The age of Starmer, too, is the age of artists - including playwrights and composers - being thrown under the AI bus by a government so desperate to look like it has some ideas about the economy that it is prepared to tear up centuries-old copyright laws to cosy-up to the slop-merchants of Silicon Valley. On this, take a look Andrew Lloyd Webber and his nepo-baby in The Guardian, wonder at their hypocrisy, enjoy the truly terrible pun in the sixth paragraph, but accept that they also do have a very valid point. See also: a wraparound ad being run on every British newspaper today.
“In 1710, Britain introduced the world’s first copyright law, the Statute of Anne, setting the global standard for protecting creators. Until then, authors found the copyright to their work belonged to the printers of that work. Self-publishing was effectively illegal, but the statute gave writers the ability to own their own creations. This was right and now seems obvious. It is extraordinary that more than 300 years later this government is planning to dismantle those protections.”

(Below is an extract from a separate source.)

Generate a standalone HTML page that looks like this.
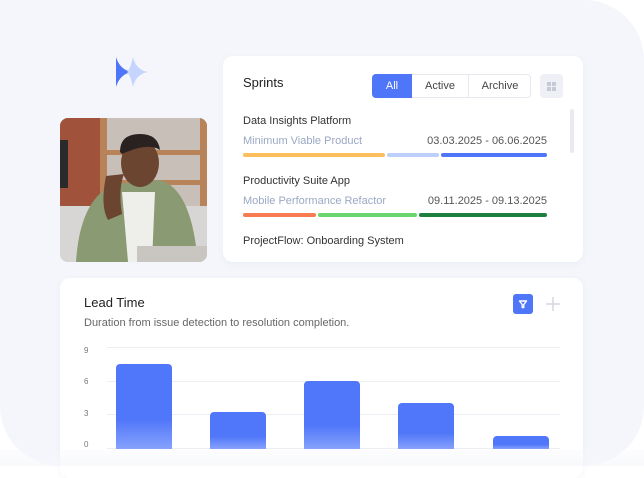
<!DOCTYPE html>
<html><head><meta charset="utf-8"><style>
*{margin:0;padding:0;box-sizing:border-box}
body{width:644px;height:466px;background:#fff;position:relative;overflow:hidden;font-family:"Liberation Sans",sans-serif;}
.panel{position:absolute;left:0;top:0;width:644px;height:466px;background:#f4f6fb;border-radius:0 60px 60px 60px}
.card{position:absolute;background:#fff;border-radius:10px;box-shadow:0 2px 8px rgba(60,80,140,.05)}
.t{position:absolute;white-space:nowrap}
.bar{position:absolute;height:4px;border-radius:2px}
.grid{position:absolute;left:107px;width:453px;height:1px;background:#eceef3}
.yl{position:absolute;left:84px;font-size:8px;color:#777}
.b{position:absolute;width:56px;background:linear-gradient(#5076fa 65%,#86a2fb);border-radius:4px 4px 0 0}
</style></head><body>
<div class="panel"></div>
<svg style="position:absolute;left:112px;top:55px" width="40" height="34" viewBox="112 55 40 34">
<path d="M116 57 Q120 70 132 72 Q120 74 116 87 Z" fill="#4f75f8"/>
<path d="M133 57 Q136 70 148 72 Q136 74 133 87 Q130 74 127 72 Q130 70 133 57 Z" fill="#c5d5fd"/>
</svg>
<svg style="position:absolute;left:60px;top:118px;border-radius:8px" width="147" height="144" viewBox="0 0 147 144">
<rect width="147" height="144" fill="#b8aca0"/>
<rect width="42" height="90" fill="#a0533a"/>
<rect x="0" y="22" width="8" height="48" fill="#2a2a2a"/>
<rect x="40" y="0" width="107" height="95" fill="#c8c0b8"/>
<rect x="40" y="0" width="7" height="95" fill="#b9835a"/>
<rect x="40" y="32" width="107" height="5" fill="#b9835a"/>
<rect x="40" y="62" width="107" height="5" fill="#b9835a"/>
<rect x="140" y="0" width="7" height="95" fill="#b9835a"/>
<rect x="0" y="88" width="147" height="56" fill="#d8d6d4"/>
<path d="M16 144 Q20 80 55 66 L100 62 Q128 70 136 128 L136 144 Z" fill="#8a9a72"/>
<path d="M62 74 L95 74 L92 144 L68 144 Z" fill="#eeeeea"/>
<ellipse cx="80" cy="45" rx="19" ry="24" fill="#6b4530"/>
<path d="M60 34 Q60 16 80 16 Q98 16 100 32 Q88 24 62 36Z" fill="#2a2220"/>
<path d="M46 58 Q40 88 48 102 L62 96 Q58 72 64 56 Z" fill="#6b4530"/>
<rect x="77" y="128" width="70" height="16" fill="#c9c5c0"/>
</svg>
<div class="card" style="left:223px;top:56px;width:360px;height:206px">
<div class="t" style="left:20px;top:19px;font-size:13px;color:#222">Sprints</div>
<div style="position:absolute;left:149px;top:18px;width:159px;height:24px;border:1px solid #e6e8ee;border-radius:4px;font-size:11px;color:#444">
<div style="position:absolute;left:-1px;top:-1px;width:40px;height:24px;background:#4f75f8;border-radius:4px 0 0 4px;color:#fff;text-align:center;line-height:24px">All</div>
<div style="position:absolute;left:39px;top:0;width:57px;height:22px;text-align:center;line-height:22px;border-right:1px solid #e6e8ee">Active</div>
<div style="position:absolute;left:96px;top:0;width:62px;height:22px;text-align:center;line-height:22px">Archive</div>
</div>
<div style="position:absolute;left:317px;top:18px;width:23px;height:24px;background:#eef0f5;border-radius:4px">
<div style="position:absolute;left:7px;top:8px;width:4px;height:4px;background:#c5cad6"></div><div style="position:absolute;left:12px;top:8px;width:4px;height:4px;background:#c5cad6"></div>
<div style="position:absolute;left:7px;top:13px;width:4px;height:4px;background:#c5cad6"></div><div style="position:absolute;left:12px;top:13px;width:4px;height:4px;background:#c5cad6"></div>
</div>
<div style="position:absolute;left:347px;top:53px;width:4px;height:44px;background:#e8eaef;border-radius:2px"></div>
<div class="t" style="left:20px;top:59px;font-size:11px;color:#333">Data Insights Platform</div>
<div class="t" style="left:20px;top:79px;font-size:11px;color:#9aa8c4">Minimum Viable Product</div>
<div class="t" style="right:36px;top:79px;font-size:11px;color:#555">03.03.2025 - 06.06.2025</div>
<div class="bar" style="left:20px;top:97px;width:142px;background:#fbbf5e"></div>
<div class="bar" style="left:164px;top:97px;width:52px;background:#bcd0fb"></div>
<div class="bar" style="left:218px;top:97px;width:106px;background:#4f75f8"></div>
<div class="t" style="left:20px;top:119px;font-size:11px;color:#333">Productivity Suite App</div>
<div class="t" style="left:20px;top:139px;font-size:11px;color:#9aa8c4">Mobile Performance Refactor</div>
<div class="t" style="right:36px;top:139px;font-size:11px;color:#555">09.11.2025 - 09.13.2025</div>
<div class="bar" style="left:20px;top:157px;width:73px;background:#f87b52"></div>
<div class="bar" style="left:95px;top:157px;width:99px;background:#6dd56e"></div>
<div class="bar" style="left:196px;top:157px;width:128px;background:#1f7f3e"></div>
<div class="t" style="left:20px;top:179px;font-size:11px;color:#333">ProjectFlow: Onboarding System</div>
</div>
<div class="card" style="left:60px;top:278px;width:523px;height:200px;border-radius:10px"></div>
<div class="t" style="left:84px;top:295px;font-size:13px;color:#222">Lead Time</div>
<div class="t" style="left:84px;top:317px;font-size:11px;color:#666">Duration from issue detection to resolution completion.</div>
<div style="position:absolute;left:513px;top:294px;width:20px;height:20px;background:#4f75f8;border-radius:3px">
<svg width="20" height="20" viewBox="0 0 20 20"><path d="M6.5 7 H13.5 L10.8 10.5 V13.5 H9.2 V10.5 Z" fill="none" stroke="#fff" stroke-width="1.4" stroke-linejoin="round"/></svg></div>
<svg style="position:absolute;left:545px;top:296px" width="16" height="16"><path d="M8 1V15M1 8H15" stroke="#d3d7df" stroke-width="1.5"/></svg>
<div class="grid" style="top:347px"></div><div class="grid" style="top:381px"></div><div class="grid" style="top:414px"></div><div class="grid" style="top:448px"></div>
<div class="yl" style="top:346px">9</div><div class="yl" style="top:377px">6</div><div class="yl" style="top:409px">3</div><div class="yl" style="top:440px">0</div>
<div class="b" style="left:116px;top:364px;height:85px"></div>
<div class="b" style="left:210px;top:412px;height:37px"></div>
<div class="b" style="left:304px;top:381px;height:68px"></div>
<div class="b" style="left:398px;top:403px;height:46px"></div>
<div class="b" style="left:493px;top:436px;height:13px"></div>
<div style="position:absolute;left:0;top:450px;width:644px;height:16px;background:linear-gradient(rgba(246,247,251,.3),rgba(246,247,251,.7))"></div>
</body></html>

The age of Arts Council England boss Darren Henley is the age of shady, ill-thought-out shake-ups of crucial funding programmes being paused because they would have caused “catastrophic” damage to the industry. The changes to the National Lottery Project Grant scheme - one grant at a time, only two applications per year - were essentially a way of delaying demand rather than addressing the actual problem of demand vastly outstripping available funds, a bit like at the airport where they make you queue in an endless snake at passport control instead of opening another booth. On this, read Lyn Gardner in The Stage, of course. And, perhaps take some heart from the fact that culture secretary Lisa Nandy does seem to be able to find more money for the arts from somewhere, while she is not dishonouring the legacy of Jennie Lee.
“ACE has now temporarily stepped back from the brink and intends to consult more widely. Much more widely, I hope, and not just with the usual suspects. There needs to be much harder listening, too. Not least because, as several have suggested, the shape of the proposals and the haste with which ACE was trying to push them through – before leaks led to such wide spread industry dismay – made it look as though ACE did not have a grip on the ecology, the way that building and non-building-based work is connected and how badly non-NPOs – but also NPOs in the longer term – would be affected.”
And the age of BBC director general Tim Davie is the age of BBC radio drama - a long-standing jewel of the airwaves, a lifeline for lonely people everywhere, and a well-trodden route into theatre, film and television - being progressively dismantled. Sure, a lot of it was rubbish, but some of it was great, and some of the people that had their early plays produced on the airwaves - Roy Williams, James Graham, debbie tucker green - went on to do amazing stuff. On this, read Katie Hims in The Observer.
“Why does this matter? It matters because BBC radio has historically played a unique role in the development of drama in this country. Radio drama is a unique art form that reaches millions of listeners and offers a tremendous range and variety of stories from the epic series to the small and local. These cuts have terrible implications for actors and writers, for diversity, inclusion and access… Should we really just shrug our shoulders at the prospect of it all disappearing?”
It seems like artists are being screwed over everywhere you look right now, doesn’t it? What will happen? Is everything totally fucked? Are we doomed to a world in which prestigious cultural organisations are commandeered by right-wing gobshites, in which we are all swamped by AI-generated simulacrums of art instead of the real thing, in which actual artists are forced to jump through ever higher hoops in a furious funding free-for-all, and in which we won’t even have The Archers to comfort us? Maybe, but maybe not, because truth is that JFK wrong with that quote on the side of the Kennedy Center, and that miserable times often lead to resilient, imaginative artists making magnificent art. How else do you explain The White Lotus?
In other news: actor Athena Stevens has launched legal proceedings against Shakespeare’s Globe; there will be a bit more money for the Arts Council of Wales; the Bridge Theatre will stage Into The Woods and bring back A Midsummer Night’s Dream; Sheffield Theatres will stage Dancing At Lughnasa and Summer Holiday; Paines Plough will tour a new play by Ed Edwards and the 2022 winner of the Women’s Prize for Playwriting; a seminal Midsomer Murders episode is being adapted for the stage; Ballet Shoes is coming back to the NT; Charity Scot-ART has taken over Summerhall.